Fachleute haben die Wirkung der Narco-Kultur auf junge und arme Jugendliche angeprangert, die darin die Möglichkeit sehen einen wundersamen Sprung in die Welt des Überflusses zu machen. Abscheulichkeiten aller Art kann man in dieser Sackgasse finden: von gefährlicher Schönheitschirurgie, der sich die jungen Mädchen unterziehen, um dem gewünschten Biotyp nahe zu kommen bis hin zur fast religiösen Begeisterung für Schusswaffen und der blutigen Einführung von Kindern in die Welt der Berufskiller.
Es ist augenfällig, dass die Modekonzerne sich darauf konzentrieren Geld zu machen, ohne sich dabei mit ethischen Betrachtungen aufzuhalten. Die Marken (sagte Naomi Klein vor vielen Jahren) sollen nicht Produkte sondern Lebensstile verkaufen. Wenn ein Jugendlicher die Narco-Mode wählt, zeigt er eine gewisse Sympathie für diesen „Lebensstil“ und verbreitet ihn in seinem Umfeld.
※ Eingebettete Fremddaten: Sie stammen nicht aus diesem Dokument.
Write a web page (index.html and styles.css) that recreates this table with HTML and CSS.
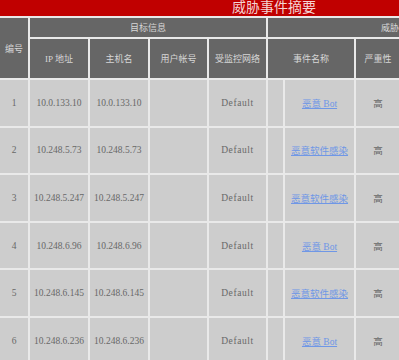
FILE: index.html
```html
<!DOCTYPE html>
<html lang="zh">
<head>
<meta charset="utf-8">
<title>威胁事件摘要</title>
<link rel="stylesheet" href="styles.css">
</head>
<body>
<div class="page">
  <div class="title">威胁事件摘要</div>
  <table class="summary">
    <colgroup>
      <col class="c-no"><col class="c-ip"><col class="c-host"><col class="c-user"><col class="c-net"><col class="c-pad"><col class="c-event"><col class="c-sev"><col class="c-more">
    </colgroup>
    <thead>
      <tr class="h1">
        <th rowspan="2">编号</th>
        <th colspan="4">目标信息</th>
        <th colspan="4">威胁情报</th>
      </tr>
      <tr class="h2">
        <th>IP 地址</th>
        <th>主机名</th>
        <th>用户帐号</th>
        <th>受监控网络</th>
        <th colspan="2">事件名称</th>
        <th>严重性</th>
        <th>描述</th>
      </tr>
    </thead>
    <tbody>
      <tr><td>1</td><td>10.0.133.10</td><td>10.0.133.10</td><td></td><td class="net">Default</td><td></td><td><a href="#">恶意 Bot</a></td><td>高</td><td></td></tr>
      <tr><td>2</td><td>10.248.5.73</td><td>10.248.5.73</td><td></td><td class="net">Default</td><td></td><td><a href="#">恶意软件感染</a></td><td>高</td><td></td></tr>
      <tr><td>3</td><td>10.248.5.247</td><td>10.248.5.247</td><td></td><td class="net">Default</td><td></td><td><a href="#">恶意软件感染</a></td><td>高</td><td></td></tr>
      <tr><td>4</td><td>10.248.6.96</td><td>10.248.6.96</td><td></td><td class="net">Default</td><td></td><td><a href="#">恶意 Bot</a></td><td>高</td><td></td></tr>
      <tr><td>5</td><td>10.248.6.145</td><td>10.248.6.145</td><td></td><td class="net">Default</td><td></td><td><a href="#">恶意软件感染</a></td><td>高</td><td></td></tr>
      <tr><td>6</td><td>10.248.6.236</td><td>10.248.6.236</td><td></td><td class="net">Default</td><td></td><td><a href="#">恶意 Bot</a></td><td>高</td><td></td></tr>
    </tbody>
  </table>
</div>
</body>
</html>
```
FILE: styles.css
```css
html {
  overflow: hidden;
  background: #ffffff;
}
body {
  margin: 0;
  font-family: "Liberation Serif", "Noto Sans CJK SC", serif;
}
.page {
  width: 548px;
}
.title {
  height: 16px;
  line-height: 16px;
  background: #c00000;
  color: #f4d4d4;
  text-align: center;
  font-size: 14px;
}
.summary {
  table-layout: fixed;
  width: 534px;
  margin-left: -2px;
  border-collapse: separate;
  border-spacing: 2px;
  background: #e9e9e9;
  font-size: 9px;
}
.c-no { width: 28px; }
.c-ip { width: 58px; }
.c-host { width: 58px; }
.c-user { width: 57px; }
.c-net { width: 57px; }
.c-pad { width: 15px; }
.c-event { width: 69px; }
.c-sev { width: 44px; }
.c-more { width: 128px; }
.summary th,
.summary td {
  padding: 0;
  text-align: center;
  vertical-align: middle;
  overflow: hidden;
  white-space: nowrap;
}
.summary th {
  background: #666666;
  color: #d6d6d6;
  font-weight: normal;
}
.h1 { height: 19px; }
.h2 { height: 39px; }
.summary tbody tr { height: 45.6px; }
.summary td {
  background: #cdcdcd;
  color: #686868;
  font-size: 9.5px;
}
.summary td.net { letter-spacing: 0.6px; }
.summary a {
  color: #6f97e6;
  text-decoration: underline;
}
```
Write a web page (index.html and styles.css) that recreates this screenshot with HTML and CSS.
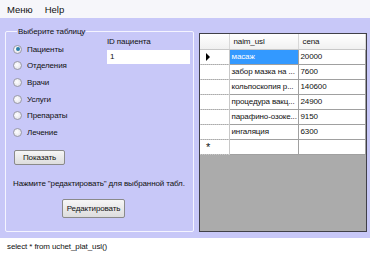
FILE: index.html
```html
<!DOCTYPE html>
<html>
<head>
<meta charset="utf-8">
<link rel="stylesheet" href="styles.css">
</head>
<body>
<div class="menubar"><span class="menu-item">Меню</span><span class="menu-item">Help</span></div>
<div class="main">
  <fieldset class="group">
    <legend class="legend">Выберите таблицу</legend>
    <div class="top">
      <div class="radios">
        <div class="radio-row"><span class="radio checked"></span>Пациенты</div>
        <div class="radio-row"><span class="radio"></span>Отделения</div>
        <div class="radio-row"><span class="radio"></span>Врачи</div>
        <div class="radio-row"><span class="radio"></span>Услуги</div>
        <div class="radio-row"><span class="radio"></span>Препараты</div>
        <div class="radio-row"><span class="radio"></span>Лечение</div>
      </div>
      <div class="idbox">
        <div class="idlabel">ID пациента</div>
        <div class="input">1</div>
      </div>
    </div>
    <div class="btn btn-show">Показать</div>
    <div class="hint">Нажмите "редактировать" для выбранной табл.</div>
    <div class="btn-wrap"><div class="btn btn-edit">Редактировать</div></div>
  </fieldset>
  <div class="grid">
    <table class="table">
      <tr class="head"><th class="rh"></th><th class="c1">naim_usl</th><th class="c2">cena</th></tr>
      <tr><td class="rh"><span class="arrow"></span></td><td class="sel">масаж</td><td>20000</td></tr>
      <tr><td class="rh"></td><td>забор мазка на ...</td><td>7600</td></tr>
      <tr><td class="rh"></td><td>кольпоскопия р...</td><td>140600</td></tr>
      <tr><td class="rh"></td><td>процедура вакц...</td><td>24900</td></tr>
      <tr><td class="rh"></td><td>парафино-озоке...</td><td>9150</td></tr>
      <tr><td class="rh"></td><td>ингаляция</td><td>6300</td></tr>
      <tr><td class="rh star">*</td><td></td><td></td></tr>
    </table>
  </div>
</div>
<div class="status">select * from uchet_plat_usl()</div>
</body>
</html>
```
FILE: styles.css
```css
html, body {
  margin: 0;
  padding: 0;
}
body {
  width: 370px;
  height: 256px;
  overflow: hidden;
  font-family: "Liberation Sans", Arial, sans-serif;
  font-size: 8px;
  letter-spacing: -0.12px;
  color: #111;
  background: #fff;
}
.menubar {
  height: 18px;
  background: #f6f6fa;
  display: flex;
  align-items: center;
  padding-left: 7px;
  gap: 12px;
  font-size: 9.5px;
  letter-spacing: 0;
}
.main {
  height: 220px;
  box-sizing: border-box;
  background: #c8c8f8;
  display: flex;
  align-items: flex-start;
  padding: 9px 0 0 5px;
}
.group {
  margin: 0;
  min-width: 0;
  width: 189px;
  height: 205px;
  box-sizing: border-box;
  border: 1px solid #f4f4ff;
  border-radius: 2px;
  padding: 0 0 0 7px;
  flex: none;
}
.legend {
  padding: 0 1px;
  margin-left: 4px;
}
.top {
  display: flex;
}
.radios {
  width: 94px;
  padding-top: 5px;
}
.radio-row {
  height: 16.6px;
  display: flex;
  align-items: center;
  white-space: nowrap;
}
.radio {
  width: 9px;
  height: 9px;
  border-radius: 50%;
  border: 1px solid #9a9aa6;
  background: radial-gradient(circle at 40% 40%, #fff, #dcdce4);
  margin-right: 5px;
  position: relative;
  box-sizing: border-box;
}
.radio.checked::after {
  content: "";
  position: absolute;
  left: 1.5px;
  top: 1.5px;
  width: 4px;
  height: 4px;
  border-radius: 50%;
  background: #2a7fa8;
}
.idlabel {
  height: 14px;
  line-height: 12px;
}
.input {
  width: 83px;
  height: 14px;
  box-sizing: border-box;
  background: #fff;
  padding-left: 3px;
  line-height: 14px;
}
.btn {
  box-sizing: border-box;
  border: 1px solid #8a8a8a;
  border-radius: 2px;
  background: linear-gradient(#f6f6f6, #dddddd);
  display: flex;
  align-items: center;
  justify-content: center;
  white-space: nowrap;
}
.btn-show {
  width: 51px;
  height: 15px;
  margin-top: 9px;
  margin-left: 1px;
}
.hint {
  margin-top: 13px;
  height: 12px;
  line-height: 12px;
  white-space: nowrap;
}
.btn-wrap {
  margin-top: 9px;
  padding-left: 49px;
}
.btn-edit {
  width: 63px;
  height: 19px;
}
.grid {
  margin-left: 5px;
  margin-top: 6px;
  width: 168px;
  height: 199px;
  box-sizing: border-box;
  border: 1px solid #404048;
  background: #ababab;
  flex: none;
}
.table {
  border-collapse: collapse;
  table-layout: fixed;
  width: 166px;
}
.table th, .table td {
  height: 15px;
  box-sizing: border-box;
  padding: 0 0 0 2px;
  text-align: left;
  font-weight: normal;
  white-space: nowrap;
  overflow: hidden;
  background: #fff;
  border-right: 1px solid #a0a0a0;
  border-bottom: 1px solid #a0a0a0;
}
.table .rh {
  width: 29px;
  border-right: 1px solid #c8c8c8;
  border-bottom: 1px dotted #c8c8c8;
  padding: 0;
  position: relative;
}
.table .c1 {
  width: 69px;
}
.table .head th {
  background: linear-gradient(#ffffff, #f0f0f0);
  border-bottom: 1px solid #c8c8c8;
  border-right: 1px solid #d8d8d8;
  padding-left: 4px;
}
.table td.sel {
  background: #3399ff;
  color: #fff;
}
.arrow {
  position: absolute;
  left: 6px;
  top: 3px;
  width: 0;
  height: 0;
  border-top: 4px solid transparent;
  border-bottom: 4px solid transparent;
  border-left: 4px solid #000;
}
.table td.star {
  padding-left: 6px;
  font-size: 11px;
  line-height: 14px;
}
.status {
  height: 18px;
  line-height: 18px;
  padding-left: 7px;
  background: #fff;
}
```
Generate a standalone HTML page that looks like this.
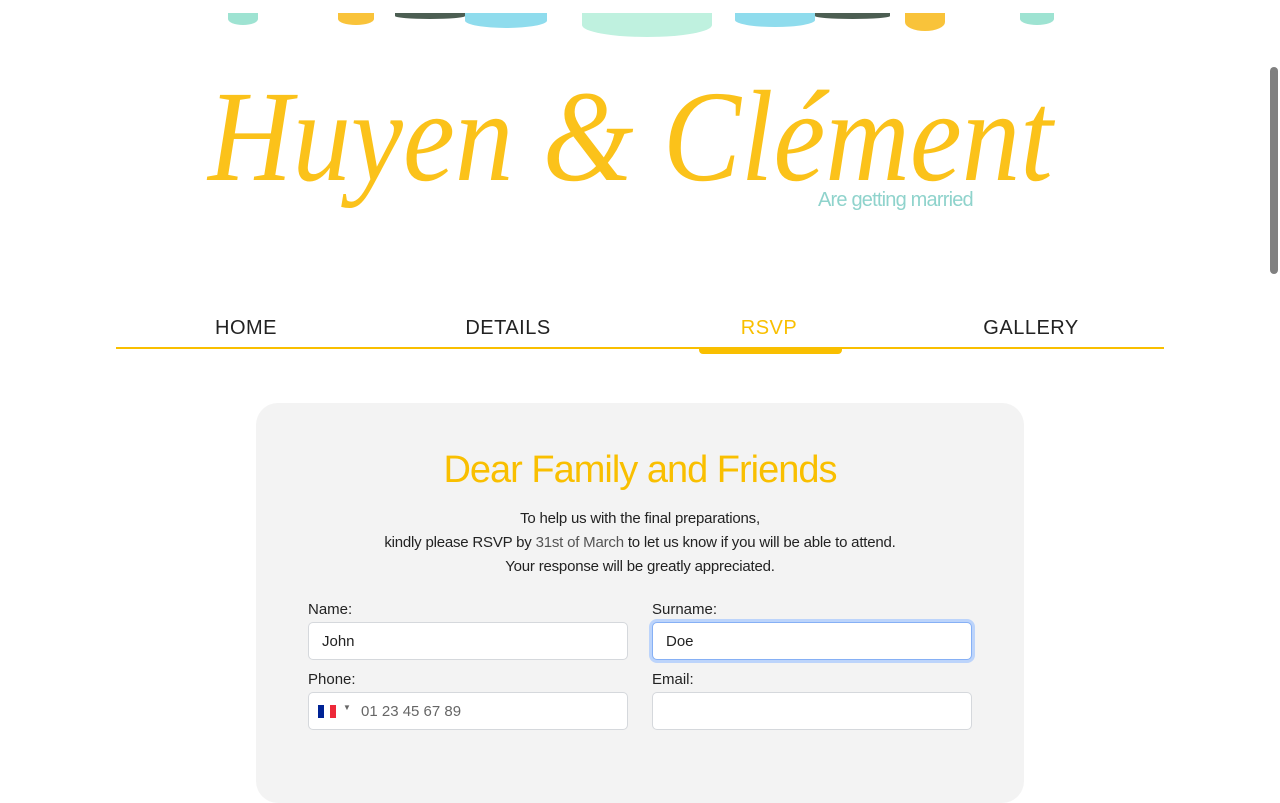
<!DOCTYPE html>
<html><head><meta charset="utf-8"><style>
html,body{margin:0;padding:0;width:1280px;height:720px;overflow:hidden;background:#fff;font-family:"Liberation Sans",sans-serif;}
.abs{position:absolute}
.blob{position:absolute;border-radius:0 0 50% 50%;}
.title{position:absolute;left:208px;top:62px;font-family:"Liberation Serif",serif;font-style:italic;font-size:130px;color:#fbc21a;font-weight:normal;letter-spacing:0;white-space:nowrap;line-height:150px;transform:scaleX(0.9);transform-origin:0 0;}
.sub{position:absolute;left:818px;top:189px;font-size:20px;color:#8fd3cc;font-family:"Liberation Sans",sans-serif;letter-spacing:-0.8px}
.nav{position:absolute;top:317px;font-size:20px;color:#222;letter-spacing:0.5px;text-align:center;width:200px}
.card{position:absolute;left:256px;top:403px;width:768px;height:400px;background:#f3f3f3;border-radius:22px}
.h{position:absolute;left:0;width:768px;top:46px;text-align:center;font-size:38px;color:#f9bf00;letter-spacing:-1px}
.p{position:absolute;left:0;width:768px;top:104px;text-align:center;font-size:15px;color:#222;line-height:24px;letter-spacing:-0.2px}
.lab{position:absolute;font-size:15px;color:#222}
.inp{position:absolute;width:320px;height:38px;background:#fff;border:1px solid #d5d8dc;border-radius:5px;box-sizing:border-box;font-size:15px;color:#222;padding:10px 13px}
</style></head><body>
<div class="blob" style="left:228px;top:13px;width:30px;height:12px;background:#9ee3d2"></div>
<div class="blob" style="left:338px;top:13px;width:36px;height:12px;background:#f9c33a"></div>
<div class="blob" style="left:395px;top:13px;width:70px;height:6px;background:#4c5e52"></div>
<div class="blob" style="left:465px;top:13px;width:82px;height:15px;background:#8fdced"></div>
<div class="blob" style="left:582px;top:13px;width:130px;height:24px;background:#bff1df"></div>
<div class="blob" style="left:735px;top:13px;width:80px;height:14px;background:#8fdced"></div>
<div class="blob" style="left:815px;top:13px;width:75px;height:6px;background:#4c5e52"></div>
<div class="blob" style="left:905px;top:13px;width:40px;height:18px;background:#f9c33a"></div>
<div class="blob" style="left:1020px;top:13px;width:34px;height:12px;background:#9ee3d2"></div>

<div class="title">Huyen &amp; Clément</div>
<div class="sub">Are getting married</div>

<div class="nav" style="left:146px">HOME</div>
<div class="nav" style="left:408px">DETAILS</div>
<div class="nav" style="left:669px;color:#f9bf00">RSVP</div>
<div class="nav" style="left:931px">GALLERY</div>
<div class="abs" style="left:116px;top:347px;width:1048px;height:2px;background:#f9bf00"></div>
<div class="abs" style="left:699px;top:347px;width:143px;height:7px;background:#f9bf00;border-radius:0 0 4px 4px"></div>

<div class="card">
<div class="h">Dear Family and Friends</div>
<div class="p">To help us with the final preparations,<br>kindly please RSVP by <span style="color:#555">31st of March</span> to let us know if you will be able to attend.<br>Your response will be greatly appreciated.</div>
<div class="lab" style="left:52px;top:198px">Name:</div>
<div class="lab" style="left:396px;top:198px">Surname:</div>
<div class="inp" style="left:52px;top:219px">John</div>
<div class="inp" style="left:396px;top:219px;border:1px solid #86b0f5;box-shadow:0 0 0 3px #bcd4fb">Doe</div>
<div class="lab" style="left:52px;top:268px">Phone:</div>
<div class="lab" style="left:396px;top:268px">Email:</div>
<div class="inp" style="left:52px;top:289px;color:#666;padding-left:52px">01 23 45 67 89
<div class="abs" style="left:9px;top:12px;width:6px;height:13px;background:#002395"></div>
<div class="abs" style="left:15px;top:12px;width:6px;height:13px;background:#fff"></div>
<div class="abs" style="left:21px;top:12px;width:6px;height:13px;background:#ed2939"></div>
<div class="abs" style="left:34px;top:10px;font-size:8px;color:#666">▼</div>
</div>
<div class="inp" style="left:396px;top:289px"></div>
</div>

<div class="abs" style="left:1270px;top:67px;width:8px;height:207px;background:#808080;border-radius:4px"></div>
</body></html>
Auf der anderen Seite stellte die US-Marke Bstroy in ihrer Kollektion „Frühling/Sommer 20120“ in New York eine Sportbekleidung (Sweatshirts) mit Löchern von Kugeleinschlägen und Namen wie diesen vor: „Columbine“, „Virginia Tech“, „Sandy Hook“ und „Stoneman Douglas“. Sie beziehen sich auf Bildungseinrichtungen, an denen es zu massiven Schießereien gekommen war: Columbine High School in Littleton, Colorado (1999) mit 15 Toten und 23 Verletzten, die Technische Universität von Virginia (2007) mit 32 Toten und über 30 Verletzten, die Grundschule Sandy Hook in Newton, Connecticut (2012) mit 27 Toten (20 von ihnen Kinder) und zwei Verletzten und die Sekundarschule Stoneman Douglas in Parkland, Florida (2018) mit 17 Toten und 14 Verletzten.
Es kam daraufhin zu Protesten in den sozialen Netzen und in einigen Pressemedien, obwohl die Manager von Bstroy sagten, dass man die Leute was Schießereien in Schulen angehe, sensibilisieren wolle.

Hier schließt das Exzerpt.